THE WINGED HISTORIES

by Sofia Samatar

Pub Date: March 15th, 2016
ISBN: 978-1-61873-114-2
Publisher: Small Beer Press

A ruling House faces an internal rebellion that affects the lives of four women.

Olondria is in peril. The empire is fractured along religious lines as a new cult competes with ancient rituals. Politically, it has been rendered unstable by wars. As the novel opens, Tav, a teenage girl from the House of Telkan, “the most exalted bloodline” in Olondria, has run away to become a swordmaiden in the army. As she fights alongside the men, she realizes the war is a distraction while the ruling branch of her family subjugates her native kingdom, Kestenya, and surrounding territories. Reaching out to her cousin Dasya, the son of the ruling Telkan, she incites him to fight for a free Kestenya. After learning of Olondria’s violent history through Tav, the novel switches point of view three more times, each time offering a different female perspective on the rebellion and its aftermath. Samatar (A Stranger in Olondria, 2013) has created a world in Olondria that is astonishingly rendered: details that even the most realistic of fiction writers might overlook are minutely described here, from one character’s music box to the texture of the food. And while the amount of detail in this new world with its complex history requires a deep patience on the part of the reader (and use of the glossary in the back), that patience is rewarded.
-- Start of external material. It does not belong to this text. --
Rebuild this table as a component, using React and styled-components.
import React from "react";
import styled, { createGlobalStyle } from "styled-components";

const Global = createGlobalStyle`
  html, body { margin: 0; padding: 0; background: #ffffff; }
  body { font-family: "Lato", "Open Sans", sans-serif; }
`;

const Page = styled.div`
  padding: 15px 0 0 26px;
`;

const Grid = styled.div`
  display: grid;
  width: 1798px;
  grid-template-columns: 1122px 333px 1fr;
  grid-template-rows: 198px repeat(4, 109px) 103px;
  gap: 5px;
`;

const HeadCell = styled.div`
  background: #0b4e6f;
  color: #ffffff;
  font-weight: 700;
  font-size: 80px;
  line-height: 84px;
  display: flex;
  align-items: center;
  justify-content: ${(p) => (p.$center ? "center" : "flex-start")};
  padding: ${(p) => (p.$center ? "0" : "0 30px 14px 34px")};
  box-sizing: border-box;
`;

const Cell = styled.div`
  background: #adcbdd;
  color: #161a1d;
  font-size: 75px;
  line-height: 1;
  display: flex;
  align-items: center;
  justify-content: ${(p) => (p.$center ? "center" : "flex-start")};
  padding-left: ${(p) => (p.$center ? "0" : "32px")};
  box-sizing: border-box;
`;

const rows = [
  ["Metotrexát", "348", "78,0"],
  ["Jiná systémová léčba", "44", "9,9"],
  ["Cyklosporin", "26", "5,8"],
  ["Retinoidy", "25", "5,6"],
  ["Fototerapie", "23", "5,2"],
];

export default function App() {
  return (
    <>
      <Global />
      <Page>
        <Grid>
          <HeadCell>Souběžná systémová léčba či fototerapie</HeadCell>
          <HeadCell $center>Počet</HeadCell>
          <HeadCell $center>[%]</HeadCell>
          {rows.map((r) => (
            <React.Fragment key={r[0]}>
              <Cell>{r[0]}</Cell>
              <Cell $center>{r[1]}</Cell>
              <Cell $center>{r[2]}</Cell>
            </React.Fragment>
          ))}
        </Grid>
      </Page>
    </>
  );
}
Samatar is a writer of uncommon beauty, and she takes a genre that has historically tended to focus on the heroic exploits of men and shows how those exploits involve and affect women. This novel teaches us the importance of giving voice to experience and bearing witness; as one character says, writing is less about words than “how we are written into one another. How this is history.”

A lyrical immersion into a finely wrought world.